— Aim of the task —
Transcribe the listing word for word.

— Recorded data —
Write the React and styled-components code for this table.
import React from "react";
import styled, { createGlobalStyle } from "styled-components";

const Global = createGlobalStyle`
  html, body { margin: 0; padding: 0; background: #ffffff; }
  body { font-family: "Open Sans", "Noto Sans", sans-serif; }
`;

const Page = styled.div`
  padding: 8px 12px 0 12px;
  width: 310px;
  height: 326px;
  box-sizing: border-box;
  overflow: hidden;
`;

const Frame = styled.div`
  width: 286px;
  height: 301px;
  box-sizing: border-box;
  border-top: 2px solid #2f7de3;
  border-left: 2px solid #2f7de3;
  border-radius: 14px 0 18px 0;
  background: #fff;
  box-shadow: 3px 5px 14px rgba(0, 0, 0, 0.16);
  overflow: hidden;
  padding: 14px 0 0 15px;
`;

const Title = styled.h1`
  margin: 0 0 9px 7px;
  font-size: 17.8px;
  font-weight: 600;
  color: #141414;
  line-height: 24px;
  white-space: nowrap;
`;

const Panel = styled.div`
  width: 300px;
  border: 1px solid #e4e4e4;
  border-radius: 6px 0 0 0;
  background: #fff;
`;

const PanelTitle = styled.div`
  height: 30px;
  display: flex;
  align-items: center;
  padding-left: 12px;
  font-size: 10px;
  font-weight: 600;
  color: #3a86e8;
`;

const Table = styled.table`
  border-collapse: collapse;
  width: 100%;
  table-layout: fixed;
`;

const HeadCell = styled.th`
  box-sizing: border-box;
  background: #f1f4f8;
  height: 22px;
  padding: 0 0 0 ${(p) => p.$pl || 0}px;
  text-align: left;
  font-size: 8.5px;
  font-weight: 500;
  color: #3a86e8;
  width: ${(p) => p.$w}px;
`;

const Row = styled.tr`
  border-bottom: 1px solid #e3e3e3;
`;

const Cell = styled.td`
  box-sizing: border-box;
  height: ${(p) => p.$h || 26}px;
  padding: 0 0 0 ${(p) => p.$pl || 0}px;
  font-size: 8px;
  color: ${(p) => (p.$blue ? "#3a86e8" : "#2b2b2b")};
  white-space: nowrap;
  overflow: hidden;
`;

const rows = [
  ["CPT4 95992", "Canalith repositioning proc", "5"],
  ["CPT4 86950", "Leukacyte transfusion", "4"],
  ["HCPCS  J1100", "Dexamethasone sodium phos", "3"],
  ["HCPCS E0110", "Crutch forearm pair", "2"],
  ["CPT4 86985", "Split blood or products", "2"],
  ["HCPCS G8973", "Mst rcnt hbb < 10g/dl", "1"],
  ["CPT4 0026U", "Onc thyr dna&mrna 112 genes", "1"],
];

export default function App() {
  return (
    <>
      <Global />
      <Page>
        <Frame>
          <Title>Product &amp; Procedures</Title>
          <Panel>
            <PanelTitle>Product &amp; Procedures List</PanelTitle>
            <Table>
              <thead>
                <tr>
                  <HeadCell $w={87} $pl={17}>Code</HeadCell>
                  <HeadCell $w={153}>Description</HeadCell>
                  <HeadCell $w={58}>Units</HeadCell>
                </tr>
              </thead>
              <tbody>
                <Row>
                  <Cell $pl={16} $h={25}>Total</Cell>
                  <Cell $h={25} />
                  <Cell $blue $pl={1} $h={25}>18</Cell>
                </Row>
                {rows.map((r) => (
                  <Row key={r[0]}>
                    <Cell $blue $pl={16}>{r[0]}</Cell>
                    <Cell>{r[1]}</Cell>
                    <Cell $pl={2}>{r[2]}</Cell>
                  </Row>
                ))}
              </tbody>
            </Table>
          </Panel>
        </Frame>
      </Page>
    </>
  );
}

— Correct answer —
Write the React and styled-components code for this table.
import React from "react";
import styled, { createGlobalStyle } from "styled-components";

const Global = createGlobalStyle`
  html, body { margin: 0; padding: 0; background: #ffffff; }
  body { font-family: "Open Sans", "Noto Sans", sans-serif; }
`;

const Page = styled.div`
  padding: 8px 12px 0 12px;
  width: 310px;
  height: 326px;
  box-sizing: border-box;
  overflow: hidden;
`;

const Frame = styled.div`
  width: 286px;
  height: 301px;
  box-sizing: border-box;
  border-top: 2px solid #2f7de3;
  border-left: 2px solid #2f7de3;
  border-radius: 14px 0 18px 0;
  background: #fff;
  box-shadow: 3px 5px 14px rgba(0, 0, 0, 0.16);
  overflow: hidden;
  padding: 14px 0 0 15px;
`;

const Title = styled.h1`
  margin: 0 0 9px 7px;
  font-size: 17.8px;
  font-weight: 600;
  color: #141414;
  line-height: 24px;
  white-space: nowrap;
`;

const Panel = styled.div`
  width: 300px;
  border: 1px solid #e4e4e4;
  border-radius: 6px 0 0 0;
  background: #fff;
`;

const PanelTitle = styled.div`
  height: 30px;
  display: flex;
  align-items: center;
  padding-left: 12px;
  font-size: 10px;
  font-weight: 600;
  color: #3a86e8;
`;

const Table = styled.table`
  border-collapse: collapse;
  width: 100%;
  table-layout: fixed;
`;

const HeadCell = styled.th`
  box-sizing: border-box;
  background: #f1f4f8;
  height: 22px;
  padding: 0 0 0 ${(p) => p.$pl || 0}px;
  text-align: left;
  font-size: 8.5px;
  font-weight: 500;
  color: #3a86e8;
  width: ${(p) => p.$w}px;
`;

const Row = styled.tr`
  border-bottom: 1px solid #e3e3e3;
`;

const Cell = styled.td`
  box-sizing: border-box;
  height: ${(p) => p.$h || 26}px;
  padding: 0 0 0 ${(p) => p.$pl || 0}px;
  font-size: 8px;
  color: ${(p) => (p.$blue ? "#3a86e8" : "#2b2b2b")};
  white-space: nowrap;
  overflow: hidden;
`;

const rows = [
  ["CPT4 95992", "Canalith repositioning proc", "5"],
  ["CPT4 86950", "Leukacyte transfusion", "4"],
  ["HCPCS  J1100", "Dexamethasone sodium phos", "3"],
  ["HCPCS E0110", "Crutch forearm pair", "2"],
  ["CPT4 86985", "Split blood or products", "2"],
  ["HCPCS G8973", "Mst rcnt hbb < 10g/dl", "1"],
  ["CPT4 0026U", "Onc thyr dna&mrna 112 genes", "1"],
];

export default function App() {
  return (
    <>
      <Global />
      <Page>
        <Frame>
          <Title>Product &amp; Procedures</Title>
          <Panel>
            <PanelTitle>Product &amp; Procedures List</PanelTitle>
            <Table>
              <thead>
                <tr>
                  <HeadCell $w={87} $pl={17}>Code</HeadCell>
                  <HeadCell $w={153}>Description</HeadCell>
                  <HeadCell $w={58}>Units</HeadCell>
                </tr>
              </thead>
              <tbody>
                <Row>
                  <Cell $pl={16} $h={25}>Total</Cell>
                  <Cell $h={25} />
                  <Cell $blue $pl={1} $h={25}>18</Cell>
                </Row>
                {rows.map((r) => (
                  <Row key={r[0]}>
                    <Cell $blue $pl={16}>{r[0]}</Cell>
                    <Cell>{r[1]}</Cell>
                    <Cell $pl={2}>{r[2]}</Cell>
                  </Row>
                ))}
              </tbody>
            </Table>
          </Panel>
        </Frame>
      </Page>
    </>
  );
}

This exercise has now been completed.